- [TASK DIRECTIONS]
Return each line of the listing below, unchanged, and omit the images.

- [DATA SHOWN]
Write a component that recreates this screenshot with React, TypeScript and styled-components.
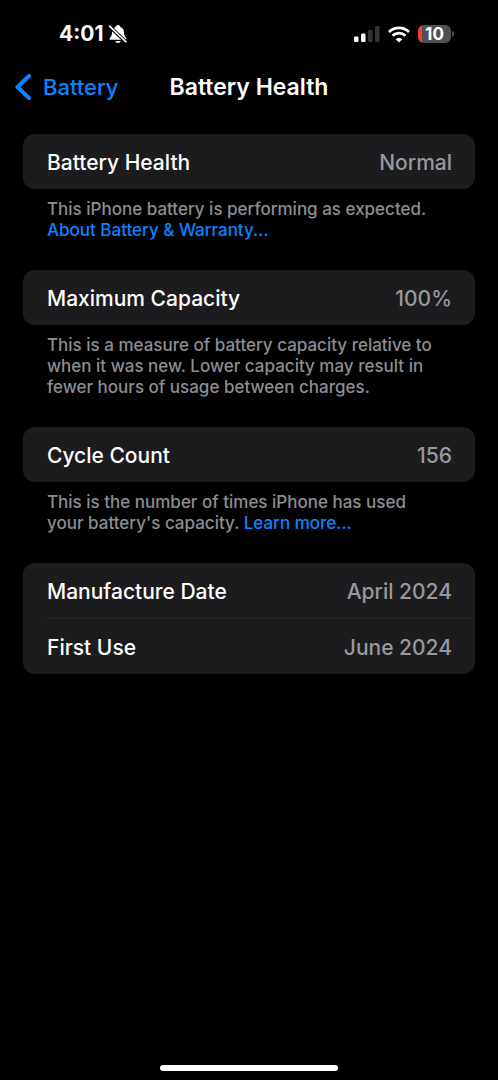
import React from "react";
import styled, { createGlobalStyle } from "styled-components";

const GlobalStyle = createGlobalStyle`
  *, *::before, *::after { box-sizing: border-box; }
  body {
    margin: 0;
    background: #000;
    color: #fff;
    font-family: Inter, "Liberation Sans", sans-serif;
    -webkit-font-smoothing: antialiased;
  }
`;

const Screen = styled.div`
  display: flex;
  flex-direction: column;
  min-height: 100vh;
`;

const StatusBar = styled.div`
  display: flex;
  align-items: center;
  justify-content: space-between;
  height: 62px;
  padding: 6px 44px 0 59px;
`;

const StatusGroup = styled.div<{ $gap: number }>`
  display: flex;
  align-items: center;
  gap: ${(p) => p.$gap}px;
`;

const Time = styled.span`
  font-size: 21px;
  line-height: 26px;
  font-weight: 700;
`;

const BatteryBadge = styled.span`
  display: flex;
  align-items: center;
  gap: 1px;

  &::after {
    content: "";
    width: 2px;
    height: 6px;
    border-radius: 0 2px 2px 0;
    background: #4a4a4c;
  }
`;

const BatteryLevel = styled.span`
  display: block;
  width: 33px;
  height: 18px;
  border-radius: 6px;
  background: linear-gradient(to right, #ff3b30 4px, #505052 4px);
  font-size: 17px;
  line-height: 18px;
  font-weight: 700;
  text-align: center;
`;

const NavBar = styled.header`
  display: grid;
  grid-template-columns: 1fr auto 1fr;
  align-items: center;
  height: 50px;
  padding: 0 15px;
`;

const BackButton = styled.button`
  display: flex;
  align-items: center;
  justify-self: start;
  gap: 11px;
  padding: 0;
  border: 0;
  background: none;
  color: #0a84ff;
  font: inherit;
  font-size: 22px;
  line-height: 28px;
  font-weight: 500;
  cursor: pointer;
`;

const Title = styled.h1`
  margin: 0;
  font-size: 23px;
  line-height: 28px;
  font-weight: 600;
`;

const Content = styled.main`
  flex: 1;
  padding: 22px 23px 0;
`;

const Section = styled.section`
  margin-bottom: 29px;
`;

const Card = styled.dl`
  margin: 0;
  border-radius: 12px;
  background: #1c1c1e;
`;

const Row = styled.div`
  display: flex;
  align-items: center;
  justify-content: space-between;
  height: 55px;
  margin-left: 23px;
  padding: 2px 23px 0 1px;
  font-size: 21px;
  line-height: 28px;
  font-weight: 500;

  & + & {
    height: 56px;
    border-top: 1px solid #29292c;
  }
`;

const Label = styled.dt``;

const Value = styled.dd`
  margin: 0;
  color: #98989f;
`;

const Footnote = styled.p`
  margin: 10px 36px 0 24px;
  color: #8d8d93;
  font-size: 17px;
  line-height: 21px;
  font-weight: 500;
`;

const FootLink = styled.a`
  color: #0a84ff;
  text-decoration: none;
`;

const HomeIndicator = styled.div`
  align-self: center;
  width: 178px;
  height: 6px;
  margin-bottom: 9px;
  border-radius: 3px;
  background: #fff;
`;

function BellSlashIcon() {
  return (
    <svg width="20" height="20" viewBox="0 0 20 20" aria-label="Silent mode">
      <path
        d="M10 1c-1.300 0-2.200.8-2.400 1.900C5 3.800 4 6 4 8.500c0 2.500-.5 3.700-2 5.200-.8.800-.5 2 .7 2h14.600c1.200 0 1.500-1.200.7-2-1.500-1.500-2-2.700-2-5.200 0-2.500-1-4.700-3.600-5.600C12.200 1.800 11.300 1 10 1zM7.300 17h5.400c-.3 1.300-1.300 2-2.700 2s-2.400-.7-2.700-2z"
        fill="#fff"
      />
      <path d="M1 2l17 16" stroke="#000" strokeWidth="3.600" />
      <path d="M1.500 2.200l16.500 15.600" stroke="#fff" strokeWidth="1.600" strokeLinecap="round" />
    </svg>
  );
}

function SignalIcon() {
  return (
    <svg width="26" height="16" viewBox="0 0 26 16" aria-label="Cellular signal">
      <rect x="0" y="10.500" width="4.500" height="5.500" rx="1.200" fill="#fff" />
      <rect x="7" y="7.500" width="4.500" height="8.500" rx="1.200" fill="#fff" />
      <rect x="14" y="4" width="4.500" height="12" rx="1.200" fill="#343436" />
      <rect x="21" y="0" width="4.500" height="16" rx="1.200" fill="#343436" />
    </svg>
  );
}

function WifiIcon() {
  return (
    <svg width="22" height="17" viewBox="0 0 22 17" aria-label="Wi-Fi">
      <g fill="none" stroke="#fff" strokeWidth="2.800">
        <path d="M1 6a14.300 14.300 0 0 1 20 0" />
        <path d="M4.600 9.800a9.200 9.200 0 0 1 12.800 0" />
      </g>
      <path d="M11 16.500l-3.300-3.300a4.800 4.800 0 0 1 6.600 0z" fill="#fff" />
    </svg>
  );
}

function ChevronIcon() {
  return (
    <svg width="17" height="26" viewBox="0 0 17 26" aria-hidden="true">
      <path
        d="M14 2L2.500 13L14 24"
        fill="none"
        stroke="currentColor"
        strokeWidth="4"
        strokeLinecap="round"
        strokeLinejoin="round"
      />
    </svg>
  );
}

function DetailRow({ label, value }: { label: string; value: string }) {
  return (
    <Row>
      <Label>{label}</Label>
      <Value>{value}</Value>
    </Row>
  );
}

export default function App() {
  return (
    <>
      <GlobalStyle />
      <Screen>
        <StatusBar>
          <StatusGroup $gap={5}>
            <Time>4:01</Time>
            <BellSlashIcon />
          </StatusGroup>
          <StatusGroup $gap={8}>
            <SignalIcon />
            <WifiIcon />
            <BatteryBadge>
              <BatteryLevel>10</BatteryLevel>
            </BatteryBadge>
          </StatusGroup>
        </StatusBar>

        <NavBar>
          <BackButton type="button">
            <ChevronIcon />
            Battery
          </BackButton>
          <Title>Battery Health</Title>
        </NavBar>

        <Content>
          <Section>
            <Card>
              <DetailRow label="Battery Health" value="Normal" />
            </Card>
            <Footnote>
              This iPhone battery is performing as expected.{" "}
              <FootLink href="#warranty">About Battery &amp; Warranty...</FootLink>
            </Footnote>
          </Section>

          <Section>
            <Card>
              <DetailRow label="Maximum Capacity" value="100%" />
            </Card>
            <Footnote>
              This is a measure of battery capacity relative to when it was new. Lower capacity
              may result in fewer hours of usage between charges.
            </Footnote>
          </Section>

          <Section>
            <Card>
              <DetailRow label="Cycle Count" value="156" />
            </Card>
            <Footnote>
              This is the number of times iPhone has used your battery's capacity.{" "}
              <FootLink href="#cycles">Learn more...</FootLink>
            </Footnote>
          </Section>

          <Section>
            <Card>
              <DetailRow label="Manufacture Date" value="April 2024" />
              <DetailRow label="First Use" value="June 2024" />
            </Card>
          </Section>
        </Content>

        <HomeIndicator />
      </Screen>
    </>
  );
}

- [RESPONSE BELOW]
Write a component that recreates this screenshot with React, TypeScript and styled-components.
import React from "react";
import styled, { createGlobalStyle } from "styled-components";

const GlobalStyle = createGlobalStyle`
  *, *::before, *::after { box-sizing: border-box; }
  body {
    margin: 0;
    background: #000;
    color: #fff;
    font-family: Inter, "Liberation Sans", sans-serif;
    -webkit-font-smoothing: antialiased;
  }
`;

const Screen = styled.div`
  display: flex;
  flex-direction: column;
  min-height: 100vh;
`;

const StatusBar = styled.div`
  display: flex;
  align-items: center;
  justify-content: space-between;
  height: 62px;
  padding: 6px 44px 0 59px;
`;

const StatusGroup = styled.div<{ $gap: number }>`
  display: flex;
  align-items: center;
  gap: ${(p) => p.$gap}px;
`;

const Time = styled.span`
  font-size: 21px;
  line-height: 26px;
  font-weight: 700;
`;

const BatteryBadge = styled.span`
  display: flex;
  align-items: center;
  gap: 1px;

  &::after {
    content: "";
    width: 2px;
    height: 6px;
    border-radius: 0 2px 2px 0;
    background: #4a4a4c;
  }
`;

const BatteryLevel = styled.span`
  display: block;
  width: 33px;
  height: 18px;
  border-radius: 6px;
  background: linear-gradient(to right, #ff3b30 4px, #505052 4px);
  font-size: 17px;
  line-height: 18px;
  font-weight: 700;
  text-align: center;
`;

const NavBar = styled.header`
  display: grid;
  grid-template-columns: 1fr auto 1fr;
  align-items: center;
  height: 50px;
  padding: 0 15px;
`;

const BackButton = styled.button`
  display: flex;
  align-items: center;
  justify-self: start;
  gap: 11px;
  padding: 0;
  border: 0;
  background: none;
  color: #0a84ff;
  font: inherit;
  font-size: 22px;
  line-height: 28px;
  font-weight: 500;
  cursor: pointer;
`;

const Title = styled.h1`
  margin: 0;
  font-size: 23px;
  line-height: 28px;
  font-weight: 600;
`;

const Content = styled.main`
  flex: 1;
  padding: 22px 23px 0;
`;

const Section = styled.section`
  margin-bottom: 29px;
`;

const Card = styled.dl`
  margin: 0;
  border-radius: 12px;
  background: #1c1c1e;
`;

const Row = styled.div`
  display: flex;
  align-items: center;
  justify-content: space-between;
  height: 55px;
  margin-left: 23px;
  padding: 2px 23px 0 1px;
  font-size: 21px;
  line-height: 28px;
  font-weight: 500;

  & + & {
    height: 56px;
    border-top: 1px solid #29292c;
  }
`;

const Label = styled.dt``;

const Value = styled.dd`
  margin: 0;
  color: #98989f;
`;

const Footnote = styled.p`
  margin: 10px 36px 0 24px;
  color: #8d8d93;
  font-size: 17px;
  line-height: 21px;
  font-weight: 500;
`;

const FootLink = styled.a`
  color: #0a84ff;
  text-decoration: none;
`;

const HomeIndicator = styled.div`
  align-self: center;
  width: 178px;
  height: 6px;
  margin-bottom: 9px;
  border-radius: 3px;
  background: #fff;
`;

function BellSlashIcon() {
  return (
    <svg width="20" height="20" viewBox="0 0 20 20" aria-label="Silent mode">
      <path
        d="M10 1c-1.300 0-2.200.8-2.400 1.900C5 3.800 4 6 4 8.500c0 2.500-.5 3.700-2 5.200-.8.800-.5 2 .7 2h14.600c1.200 0 1.500-1.200.7-2-1.500-1.500-2-2.700-2-5.200 0-2.500-1-4.700-3.600-5.600C12.200 1.800 11.300 1 10 1zM7.300 17h5.400c-.3 1.300-1.300 2-2.700 2s-2.400-.7-2.700-2z"
        fill="#fff"
      />
      <path d="M1 2l17 16" stroke="#000" strokeWidth="3.600" />
      <path d="M1.500 2.200l16.500 15.600" stroke="#fff" strokeWidth="1.600" strokeLinecap="round" />
    </svg>
  );
}

function SignalIcon() {
  return (
    <svg width="26" height="16" viewBox="0 0 26 16" aria-label="Cellular signal">
      <rect x="0" y="10.500" width="4.500" height="5.500" rx="1.200" fill="#fff" />
      <rect x="7" y="7.500" width="4.500" height="8.500" rx="1.200" fill="#fff" />
      <rect x="14" y="4" width="4.500" height="12" rx="1.200" fill="#343436" />
      <rect x="21" y="0" width="4.500" height="16" rx="1.200" fill="#343436" />
    </svg>
  );
}

function WifiIcon() {
  return (
    <svg width="22" height="17" viewBox="0 0 22 17" aria-label="Wi-Fi">
      <g fill="none" stroke="#fff" strokeWidth="2.800">
        <path d="M1 6a14.300 14.300 0 0 1 20 0" />
        <path d="M4.600 9.800a9.200 9.200 0 0 1 12.800 0" />
      </g>
      <path d="M11 16.500l-3.300-3.300a4.800 4.800 0 0 1 6.600 0z" fill="#fff" />
    </svg>
  );
}

function ChevronIcon() {
  return (
    <svg width="17" height="26" viewBox="0 0 17 26" aria-hidden="true">
      <path
        d="M14 2L2.500 13L14 24"
        fill="none"
        stroke="currentColor"
        strokeWidth="4"
        strokeLinecap="round"
        strokeLinejoin="round"
      />
    </svg>
  );
}

function DetailRow({ label, value }: { label: string; value: string }) {
  return (
    <Row>
      <Label>{label}</Label>
      <Value>{value}</Value>
    </Row>
  );
}

export default function App() {
  return (
    <>
      <GlobalStyle />
      <Screen>
        <StatusBar>
          <StatusGroup $gap={5}>
            <Time>4:01</Time>
            <BellSlashIcon />
          </StatusGroup>
          <StatusGroup $gap={8}>
            <SignalIcon />
            <WifiIcon />
            <BatteryBadge>
              <BatteryLevel>10</BatteryLevel>
            </BatteryBadge>
          </StatusGroup>
        </StatusBar>

        <NavBar>
          <BackButton type="button">
            <ChevronIcon />
            Battery
          </BackButton>
          <Title>Battery Health</Title>
        </NavBar>

        <Content>
          <Section>
            <Card>
              <DetailRow label="Battery Health" value="Normal" />
            </Card>
            <Footnote>
              This iPhone battery is performing as expected.{" "}
              <FootLink href="#warranty">About Battery &amp; Warranty...</FootLink>
            </Footnote>
          </Section>

          <Section>
            <Card>
              <DetailRow label="Maximum Capacity" value="100%" />
            </Card>
            <Footnote>
              This is a measure of battery capacity relative to when it was new. Lower capacity
              may result in fewer hours of usage between charges.
            </Footnote>
          </Section>

          <Section>
            <Card>
              <DetailRow label="Cycle Count" value="156" />
            </Card>
            <Footnote>
              This is the number of times iPhone has used your battery's capacity.{" "}
              <FootLink href="#cycles">Learn more...</FootLink>
            </Footnote>
          </Section>

          <Section>
            <Card>
              <DetailRow label="Manufacture Date" value="April 2024" />
              <DetailRow label="First Use" value="June 2024" />
            </Card>
          </Section>
        </Content>

        <HomeIndicator />
      </Screen>
    </>
  );
}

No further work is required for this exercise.